Maybe we don't have to believe it at all. Maybe in believing certain things we are forgetting our true self. Some people say we're forgetting what's really our potential. We're limiting ourselves in a deep way.

One of the fascinating ways we see this work is the insidious ways in which the self-talk that we have can hold such great power over us. One of them is that these thoughts usually come with mood music. They come with an attitude, with emotions. They're not just simply words, beliefs, or ideas. It's kind of like the mood music in movies. The scenery can be a beautiful, pastoral image of a place in nature, and you're thinking, "Oh, that's great. I'd like to visit there," until they add ominous music to the video. The music says, "Uh oh, something terrible is about to happen," and your hair stands straight up because you know, "Oh, what's going to happen now?" Other times there's canned laughter they use in some places when it's not really funny. [Laughter] But the canned laughter somehow has this deep subconscious influence. "It must be funny. We're social beings, so we share in the laughter and oh, that was fun." But in fact, the joke was pretty poor.

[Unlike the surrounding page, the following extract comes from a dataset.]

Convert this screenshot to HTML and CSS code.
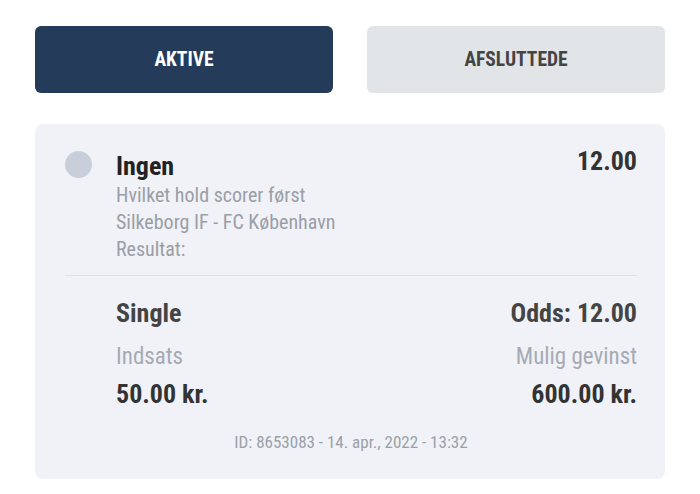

We're so influenced by the mood, the music, the ambiance that's created. The same thing happens in our own mind. If the mood of how we talk is harsh inside, if the mood is angry, afraid, or insecure, and we keep repeating it over and over again. If you say to yourself one time, "I'm a lousy person," who knows? But if you keep repeating the same thought subconsciously, subliminally, over and over again, it begins to wear us down because the mood of that bad news is heavy. The way the mood music affects us, the way we take it in drop by drop, begins to create a feeling of "something is off, something feels wrong, something feels bad, I'm bad." The mood, the music, the impact on us emotionally then reinforces that something is wrong. And then the stories we're telling ourselves seem even more true.

One of the things we're doing in mindfulness meditation is learning to stop. Just like Angulimala had to learn to stop. Stop harming yourself. Stop these thoughts. Stop believing them. Step away. It's certainly difficult to automatically stop the trains of thoughts, the habits we have, but it's possible to step away. It's possible to be aware of it and see it clearly for what it is. That's the great gift of this mindfulness practice. That's partly this idea of remembering who you are, remembering our potential. Put something else in the seat of power.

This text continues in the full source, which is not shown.